The data |

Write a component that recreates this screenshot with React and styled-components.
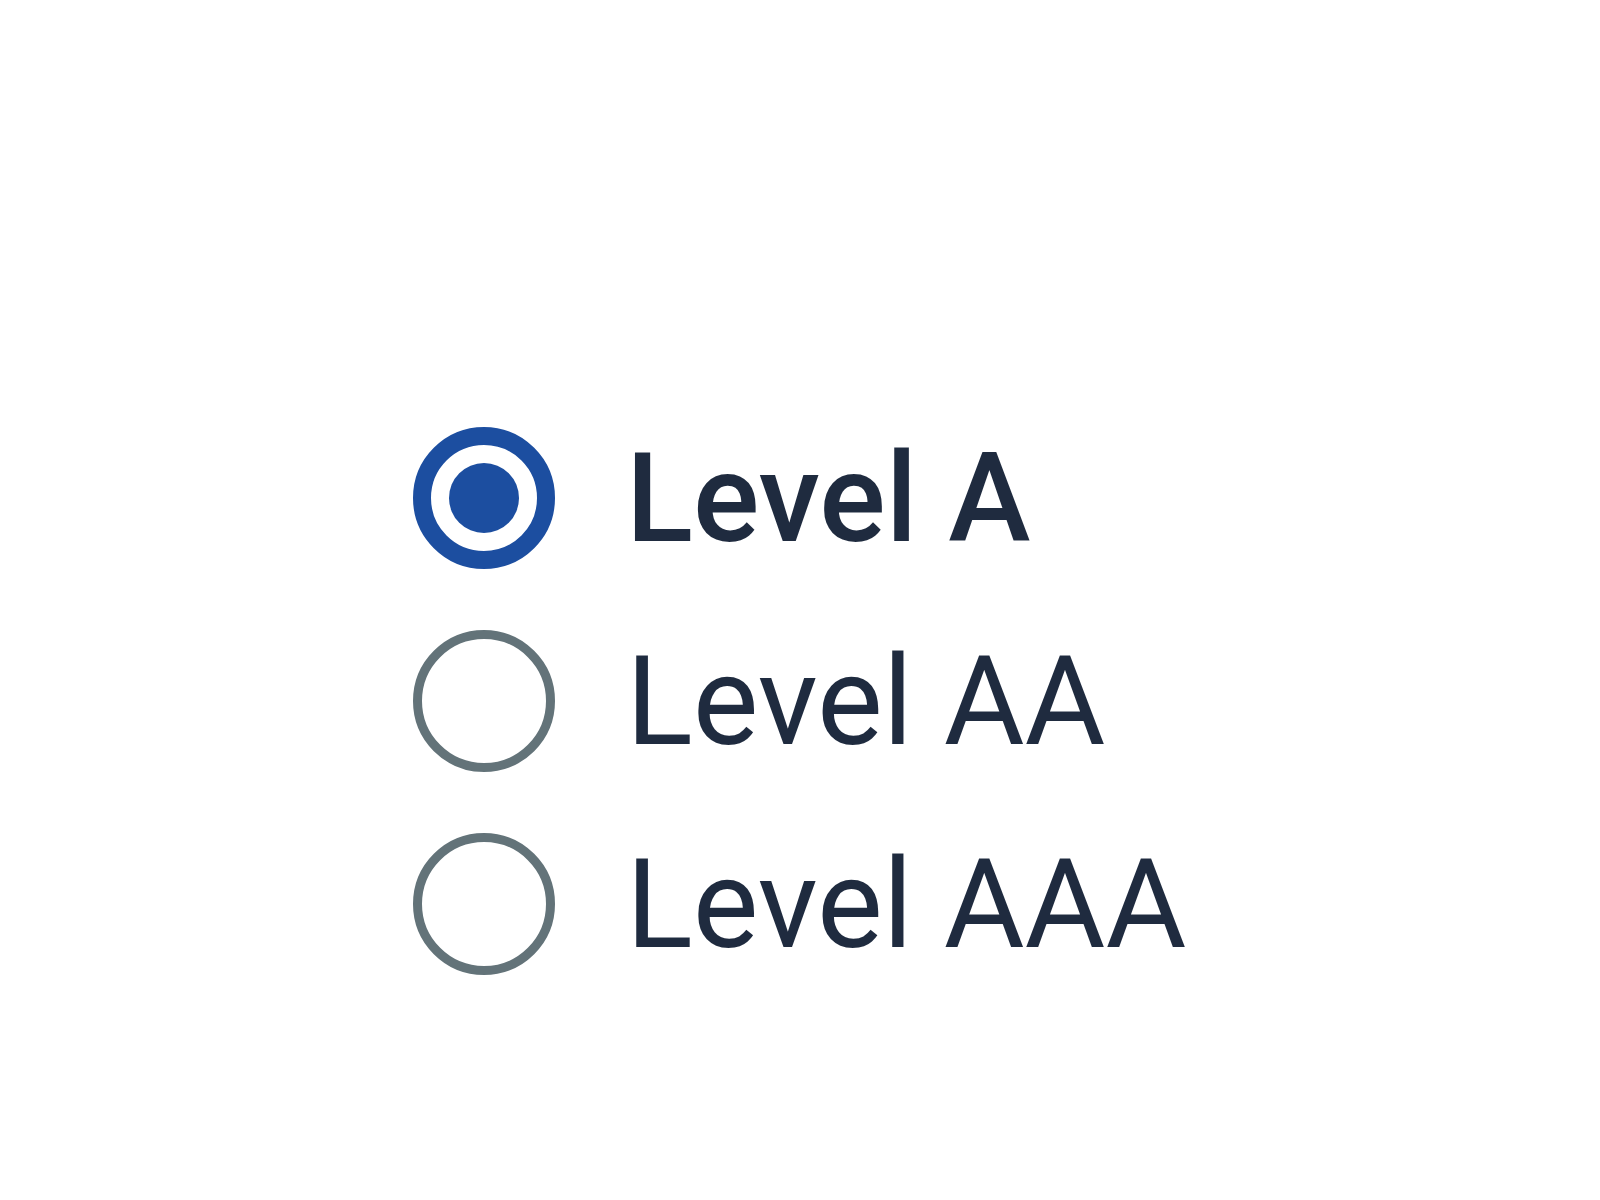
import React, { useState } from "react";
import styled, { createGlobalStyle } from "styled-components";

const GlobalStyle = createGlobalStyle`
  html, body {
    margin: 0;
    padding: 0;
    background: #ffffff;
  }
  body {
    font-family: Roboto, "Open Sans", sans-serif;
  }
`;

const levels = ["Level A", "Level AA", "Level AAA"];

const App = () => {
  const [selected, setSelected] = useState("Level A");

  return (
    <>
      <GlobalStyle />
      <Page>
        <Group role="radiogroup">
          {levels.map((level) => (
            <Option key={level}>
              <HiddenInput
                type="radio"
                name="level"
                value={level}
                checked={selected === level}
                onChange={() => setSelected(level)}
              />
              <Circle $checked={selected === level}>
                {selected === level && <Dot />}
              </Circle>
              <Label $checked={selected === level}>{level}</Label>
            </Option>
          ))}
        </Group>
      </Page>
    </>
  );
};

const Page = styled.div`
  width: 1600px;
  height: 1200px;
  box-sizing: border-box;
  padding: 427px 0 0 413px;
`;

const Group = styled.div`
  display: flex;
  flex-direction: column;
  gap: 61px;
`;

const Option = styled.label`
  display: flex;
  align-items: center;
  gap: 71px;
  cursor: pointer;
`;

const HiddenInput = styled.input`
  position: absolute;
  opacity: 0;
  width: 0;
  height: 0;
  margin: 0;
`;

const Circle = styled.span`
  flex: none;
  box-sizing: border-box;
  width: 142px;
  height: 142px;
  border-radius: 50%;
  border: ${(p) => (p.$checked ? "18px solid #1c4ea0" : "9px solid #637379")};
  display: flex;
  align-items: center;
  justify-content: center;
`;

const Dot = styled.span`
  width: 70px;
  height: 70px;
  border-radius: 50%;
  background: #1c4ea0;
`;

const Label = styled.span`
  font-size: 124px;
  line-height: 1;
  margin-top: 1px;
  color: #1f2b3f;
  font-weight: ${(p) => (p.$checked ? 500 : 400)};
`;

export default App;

--

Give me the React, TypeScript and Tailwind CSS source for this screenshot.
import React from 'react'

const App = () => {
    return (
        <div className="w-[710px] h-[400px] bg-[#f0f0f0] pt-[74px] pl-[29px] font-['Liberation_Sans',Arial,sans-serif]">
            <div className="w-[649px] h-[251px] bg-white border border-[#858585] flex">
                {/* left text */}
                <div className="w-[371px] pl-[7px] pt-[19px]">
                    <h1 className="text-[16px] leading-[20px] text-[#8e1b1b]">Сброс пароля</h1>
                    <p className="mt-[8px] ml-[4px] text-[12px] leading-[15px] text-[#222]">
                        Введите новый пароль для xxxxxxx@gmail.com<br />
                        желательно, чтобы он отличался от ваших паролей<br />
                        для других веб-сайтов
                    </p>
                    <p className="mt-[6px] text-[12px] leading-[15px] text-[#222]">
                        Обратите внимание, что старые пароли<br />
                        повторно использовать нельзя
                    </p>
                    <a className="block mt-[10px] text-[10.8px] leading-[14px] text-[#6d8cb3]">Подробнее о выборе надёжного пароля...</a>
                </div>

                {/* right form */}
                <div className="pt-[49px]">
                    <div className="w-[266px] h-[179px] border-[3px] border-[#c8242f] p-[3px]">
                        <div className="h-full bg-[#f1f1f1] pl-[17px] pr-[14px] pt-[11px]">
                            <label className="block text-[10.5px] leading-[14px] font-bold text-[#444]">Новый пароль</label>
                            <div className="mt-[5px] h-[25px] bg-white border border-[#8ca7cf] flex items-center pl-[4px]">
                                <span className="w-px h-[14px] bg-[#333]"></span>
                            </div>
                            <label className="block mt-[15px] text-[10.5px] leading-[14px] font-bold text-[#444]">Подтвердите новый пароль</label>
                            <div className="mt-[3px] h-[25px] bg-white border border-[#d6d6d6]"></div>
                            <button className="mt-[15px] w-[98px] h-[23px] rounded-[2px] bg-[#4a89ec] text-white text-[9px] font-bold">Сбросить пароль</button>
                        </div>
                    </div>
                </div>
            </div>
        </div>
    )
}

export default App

Task requirements | The lines you need run from the one containing "Write a component" down to the one containing "export default App;"; print them exactly, both ends included, and leave out pictures.

Task answer |
Write a component that recreates this screenshot with React and styled-components.
import React, { useState } from "react";
import styled, { createGlobalStyle } from "styled-components";

const GlobalStyle = createGlobalStyle`
  html, body {
    margin: 0;
    padding: 0;
    background: #ffffff;
  }
  body {
    font-family: Roboto, "Open Sans", sans-serif;
  }
`;

const levels = ["Level A", "Level AA", "Level AAA"];

const App = () => {
  const [selected, setSelected] = useState("Level A");

  return (
    <>
      <GlobalStyle />
      <Page>
        <Group role="radiogroup">
          {levels.map((level) => (
            <Option key={level}>
              <HiddenInput
                type="radio"
                name="level"
                value={level}
                checked={selected === level}
                onChange={() => setSelected(level)}
              />
              <Circle $checked={selected === level}>
                {selected === level && <Dot />}
              </Circle>
              <Label $checked={selected === level}>{level}</Label>
            </Option>
          ))}
        </Group>
      </Page>
    </>
  );
};

const Page = styled.div`
  width: 1600px;
  height: 1200px;
  box-sizing: border-box;
  padding: 427px 0 0 413px;
`;

const Group = styled.div`
  display: flex;
  flex-direction: column;
  gap: 61px;
`;

const Option = styled.label`
  display: flex;
  align-items: center;
  gap: 71px;
  cursor: pointer;
`;

const HiddenInput = styled.input`
  position: absolute;
  opacity: 0;
  width: 0;
  height: 0;
  margin: 0;
`;

const Circle = styled.span`
  flex: none;
  box-sizing: border-box;
  width: 142px;
  height: 142px;
  border-radius: 50%;
  border: ${(p) => (p.$checked ? "18px solid #1c4ea0" : "9px solid #637379")};
  display: flex;
  align-items: center;
  justify-content: center;
`;

const Dot = styled.span`
  width: 70px;
  height: 70px;
  border-radius: 50%;
  background: #1c4ea0;
`;

const Label = styled.span`
  font-size: 124px;
  line-height: 1;
  margin-top: 1px;
  color: #1f2b3f;
  font-weight: ${(p) => (p.$checked ? 500 : 400)};
`;

export default App;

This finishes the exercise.